4. Individual versus Vicarious Liability
A recurring controversy is whether all co-accused can be saddled with the aggravated minimum sentence where only one offender wielded the weapon. The Supreme Court’s ruling in Dilawar Singh answered in the negative: constructive liability is impermissible for Section 397; each offender’s conduct must satisfy the statutory trigger.[3] Bombay High Court’s reasoned analysis in Wilson Abraham Chouriappa echoes the distinction: unlike Section 396, Section 397 deliberately employs the definite article “the offender”, signalling individuation of culpability.[4]
5. Evidentiary and Procedural Dimensions
5.1 Identification of Accused
In Ashfaq, the Supreme Court held that absence of a test identification parade is not fatal where witnesses were otherwise familiar with the accused, underscoring a fact-specific approach.[2] Conversely, Madan Lal v. State (Delhi Admn.) exemplifies appellate intervention where evidentiary gaps (e.g., no brandishing of knife, no weapon-specific questions under Section 313 CrPC) negated Section 397 while sustaining Section 392.[8]
5.2 Confessional and Circumstantial Proof
While not centred on Section 397, the Supreme Court’s judgment in Kali Ram v. State of Himachal Pradesh reiterates that presumption of innocence persists even in serious offences and that doubtful confessional evidence cannot sustain conviction.[9] The cautionary ratio resonates with robbery jurisprudence, where recovery of weapons or booty, identification evidence, and linkage with the accused must surmount reasonable doubt before the aggravated penalty is imposed.
6. Sentencing Policy
Section 397 prescribes a floor sentence of seven years’ rigorous imprisonment, leaving the ceiling to judicial discretion (up to life). Courts have rarely ventured beyond the minimum, reserving higher sentences for egregious harm or recidivism. Notably, prisoners convicted under Section 397 are ineligible for furlough under Rule 4(2) of the Bombay Furlough and Parole Rules, 1959, a classification that paradoxically excludes murder convicts (Gorakh Baba Patole).[10] This policy asymmetry underscores the legislature’s moral condemnation of armed robberies that instil terror in civil society.
7. Judicial Technique and Doctrinal Restraint
The Supreme Court’s didactic in Ran Vijay Singh v.

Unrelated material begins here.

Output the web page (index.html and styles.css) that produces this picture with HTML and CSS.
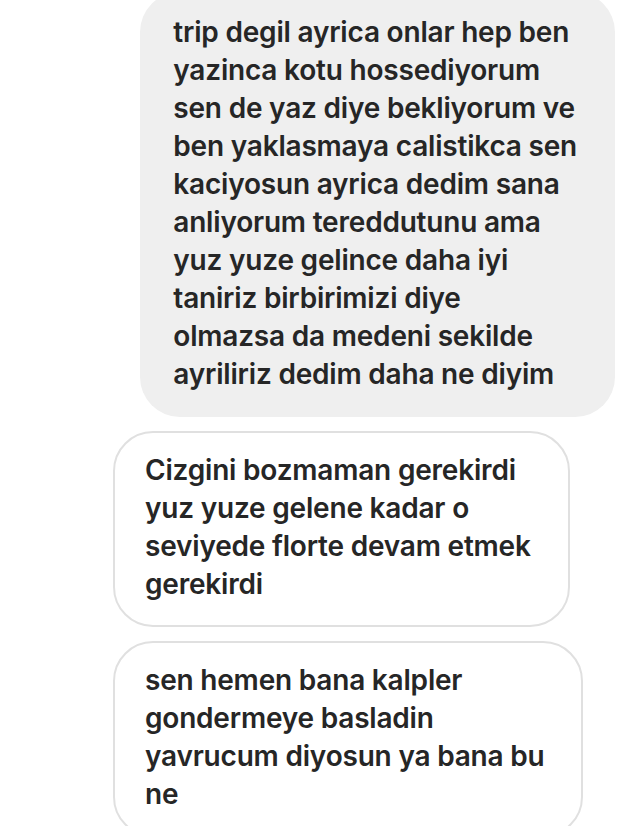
FILE: index.html
```html
<!DOCTYPE html>
<html lang="tr">
<head>
<meta charset="utf-8">
<link rel="stylesheet" href="styles.css">
</head>
<body>
<div class="thread">
  <div class="row row-right">
    <div class="bubble bubble-grey">trip degil ayrica onlar hep ben<br>yazinca kotu hossediyorum<br>sen de yaz diye bekliyorum ve<br>ben yaklasmaya calistikca sen<br>kaciyosun ayrica dedim sana<br>anliyorum tereddutunu ama<br>yuz yuze gelince daha iyi<br>taniriz birbirimizi diye<br>olmazsa da medeni sekilde<br>ayriliriz dedim daha ne diyim</div>
  </div>
  <div class="row row-left">
    <div class="bubble bubble-outline">Cizgini bozmaman gerekirdi<br>yuz yuze gelene kadar o<br>seviyede florte devam etmek<br>gerekirdi</div>
  </div>
  <div class="row row-left">
    <div class="bubble bubble-outline">sen hemen bana kalpler<br>gondermeye basladin<br>yavrucum diyosun ya bana bu<br>ne</div>
  </div>
</div>
</body>
</html>
```
FILE: styles.css
```css
html, body {
  margin: 0;
  padding: 0;
  background: #ffffff;
}
body {
  width: 640px;
  height: 826px;
  overflow: hidden;
  font-family: Inter, "Noto Sans", "Liberation Sans", sans-serif;
  color: #262626;
}
.thread {
  display: flex;
  flex-direction: column;
  gap: 14px;
  margin-top: -8px;
}
.row {
  display: flex;
}
.row-right {
  justify-content: flex-end;
  padding-right: 25px;
}
.row-left {
  justify-content: flex-start;
  padding-left: 113px;
}
.bubble {
  font-size: 28px;
  font-weight: 600;
  letter-spacing: -0.2px;
  line-height: 38px;
  white-space: nowrap;
  border-radius: 40px;
}
.bubble-grey {
  background: #efefef;
  padding: 21px 38px 24px 33px;
}
.bubble-outline {
  background: #ffffff;
  border: 2px solid #e0e0e0;
  padding: 18px 37px 22px 30px;
}
```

State of U.P., though delivered in the educational context, emphasises judicial restraint and fidelity to statutory text.[11] The interpretative evolution of Section 397 mirrors this ethos: courts have harmonised apparent anomalies (e.g., “uses” v. “is armed” under Section 398) without rewriting legislative language, thereby respecting separation of powers while ensuring purposive enforcement.
8. Critical Appraisal
- Expansive “use” protects victims but dilutes proportionality? – Critics argue that mere display of a weapon, even a toy pistol, attracts the same minimum as an attempted homicide, potentially infringing the principle of proportionality. However, legislative policy intentionally underscores the psychological harm of intimidation.

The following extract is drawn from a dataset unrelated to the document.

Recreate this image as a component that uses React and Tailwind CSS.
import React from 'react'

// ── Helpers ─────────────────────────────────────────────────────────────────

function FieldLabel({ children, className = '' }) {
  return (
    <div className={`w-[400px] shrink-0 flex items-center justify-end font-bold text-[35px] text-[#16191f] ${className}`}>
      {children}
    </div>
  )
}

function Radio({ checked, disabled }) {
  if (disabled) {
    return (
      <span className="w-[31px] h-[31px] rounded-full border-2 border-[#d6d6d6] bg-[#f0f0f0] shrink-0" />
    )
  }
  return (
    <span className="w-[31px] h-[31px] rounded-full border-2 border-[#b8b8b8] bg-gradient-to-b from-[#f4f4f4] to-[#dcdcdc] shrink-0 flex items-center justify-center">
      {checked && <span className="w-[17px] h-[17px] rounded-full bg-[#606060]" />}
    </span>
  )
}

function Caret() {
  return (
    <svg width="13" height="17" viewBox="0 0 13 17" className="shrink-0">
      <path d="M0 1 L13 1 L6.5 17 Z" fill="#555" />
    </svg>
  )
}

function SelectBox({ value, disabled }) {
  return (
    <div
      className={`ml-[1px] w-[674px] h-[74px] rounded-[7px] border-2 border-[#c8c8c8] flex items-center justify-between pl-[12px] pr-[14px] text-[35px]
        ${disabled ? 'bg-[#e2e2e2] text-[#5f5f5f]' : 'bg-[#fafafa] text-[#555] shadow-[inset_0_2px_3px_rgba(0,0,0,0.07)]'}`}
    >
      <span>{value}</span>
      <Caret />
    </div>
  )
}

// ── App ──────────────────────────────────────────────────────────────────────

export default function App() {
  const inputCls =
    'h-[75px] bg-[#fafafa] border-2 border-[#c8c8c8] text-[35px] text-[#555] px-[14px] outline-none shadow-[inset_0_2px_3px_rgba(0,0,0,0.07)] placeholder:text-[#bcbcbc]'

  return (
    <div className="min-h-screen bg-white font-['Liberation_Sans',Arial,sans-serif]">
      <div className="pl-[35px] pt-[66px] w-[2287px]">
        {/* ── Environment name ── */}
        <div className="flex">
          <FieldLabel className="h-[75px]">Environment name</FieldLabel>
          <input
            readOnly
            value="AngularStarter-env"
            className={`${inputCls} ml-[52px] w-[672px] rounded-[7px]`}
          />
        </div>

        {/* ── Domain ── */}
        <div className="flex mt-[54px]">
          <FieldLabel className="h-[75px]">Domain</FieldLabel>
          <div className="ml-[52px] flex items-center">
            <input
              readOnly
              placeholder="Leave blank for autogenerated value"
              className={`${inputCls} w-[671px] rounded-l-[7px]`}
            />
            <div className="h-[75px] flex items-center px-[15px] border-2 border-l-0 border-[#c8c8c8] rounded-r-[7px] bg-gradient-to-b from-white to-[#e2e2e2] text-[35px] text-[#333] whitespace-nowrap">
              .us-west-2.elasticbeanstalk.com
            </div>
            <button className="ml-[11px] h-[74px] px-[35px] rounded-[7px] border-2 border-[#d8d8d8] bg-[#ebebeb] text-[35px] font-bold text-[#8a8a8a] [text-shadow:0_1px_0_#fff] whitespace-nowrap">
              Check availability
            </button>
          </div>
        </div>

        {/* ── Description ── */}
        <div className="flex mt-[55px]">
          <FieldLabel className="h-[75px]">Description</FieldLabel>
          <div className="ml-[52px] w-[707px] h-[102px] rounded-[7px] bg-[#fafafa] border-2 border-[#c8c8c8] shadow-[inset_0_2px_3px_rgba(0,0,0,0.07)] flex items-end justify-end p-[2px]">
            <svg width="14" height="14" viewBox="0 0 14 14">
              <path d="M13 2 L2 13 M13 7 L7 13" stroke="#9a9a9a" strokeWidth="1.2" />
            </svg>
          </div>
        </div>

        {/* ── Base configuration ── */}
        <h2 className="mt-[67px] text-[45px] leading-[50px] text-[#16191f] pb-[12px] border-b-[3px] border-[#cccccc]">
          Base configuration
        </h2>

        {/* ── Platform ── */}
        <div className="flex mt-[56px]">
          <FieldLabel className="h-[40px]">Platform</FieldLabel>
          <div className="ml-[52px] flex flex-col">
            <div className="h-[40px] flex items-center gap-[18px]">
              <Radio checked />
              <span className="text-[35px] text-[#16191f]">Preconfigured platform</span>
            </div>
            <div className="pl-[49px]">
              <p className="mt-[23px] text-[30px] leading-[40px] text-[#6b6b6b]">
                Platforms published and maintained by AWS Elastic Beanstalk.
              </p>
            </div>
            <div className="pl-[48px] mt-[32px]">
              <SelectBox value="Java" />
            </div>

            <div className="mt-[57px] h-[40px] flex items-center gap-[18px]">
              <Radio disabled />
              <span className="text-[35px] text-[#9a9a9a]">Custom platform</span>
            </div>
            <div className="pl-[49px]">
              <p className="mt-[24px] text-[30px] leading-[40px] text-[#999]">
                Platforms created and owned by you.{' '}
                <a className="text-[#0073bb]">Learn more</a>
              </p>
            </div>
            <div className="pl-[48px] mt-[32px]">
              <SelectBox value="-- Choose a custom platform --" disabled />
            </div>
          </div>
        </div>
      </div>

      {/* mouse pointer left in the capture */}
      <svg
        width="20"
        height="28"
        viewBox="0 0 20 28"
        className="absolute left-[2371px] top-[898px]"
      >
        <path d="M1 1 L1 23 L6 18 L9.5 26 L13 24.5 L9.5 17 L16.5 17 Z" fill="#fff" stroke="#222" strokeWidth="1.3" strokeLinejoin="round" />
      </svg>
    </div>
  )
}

- Individual liability may under-deter group robberies – Post-Dilawar Singh, a mastermind who carries no weapon may escape the aggravated sentence, unless common intention is separately proved. Legislative re-consideration could expressly extend the minimum to co-actors cognisant of weapon use.
- Mandatory minima and correctional penology – The seven-year floor constrains sentencing courts from calibrating punishment to offender-specific mitigating factors (youth, first-offence, restitution). A review akin to the judicial discourse on Section 376 IPC minima may be warranted.
9. Conclusion
Section 397 IPC occupies a pivotal normative space between property offences and crimes of violence, seeking to deter the escalation of robbery into lethal confrontation. Jurisprudence has settled key doctrinal issues: (i) “use” encompasses menacing display; (ii) liability is individual; (iii) constructive application through Section 34 is impermissible absent proof of shared intention; and (iv) evidentiary sufficiency remains paramount, consistent with the presumption of innocence. Future debates will likely centre on proportionality, sentencing flexibility, and legislative refinement to address collective criminality. Until then, the robust interpretative edifice erected by the Supreme Court and High Courts ensures that Section 397 operates as a precise, albeit stringent, instrument of criminal justice.
Footnotes
- Shri Phool Kumar v. Delhi Administration, (1975) 1 SCC 797.
- Ashfaq v. State (Govt. of NCT of Delhi), (2004) 3 SCC 116.
- Dilawar Singh v. State of Delhi, AIR 2007 SC 3234 (cited in Lakhan Singh v. State (NCT of Delhi), Delhi HC 2009).
- Wilson Abraham Chouriappa v. State of Maharashtra, 1995 SCC OnLine Bom 177.
- Ganesan v. State (S.H.O.), (2021) 6 SCC 281.
- State v. Chand Singh, 1970 (Punjab & Haryana FB); overruled in effect by subsequent Supreme Court jurisprudence.
- Ravinder v. State (NCT of Delhi), 2016 SCC OnLine Del 490; Avinash v. State (NCT of Delhi), 2016 SCC OnLine Del 489.
- Madan Lal v. State (Delhi Admn.), 1996 SCC OnLine Del 490.
- Kali Ram v. State of Himachal Pradesh, (1973) 2 SCC 808.
- Gorakh Baba Patole v. Government of Maharashtra, 1993 SCC OnLine Bom 153.
- Ran Vijay Singh & Ors. v. State of U.P., (2017) SCC OnLine SC 1448.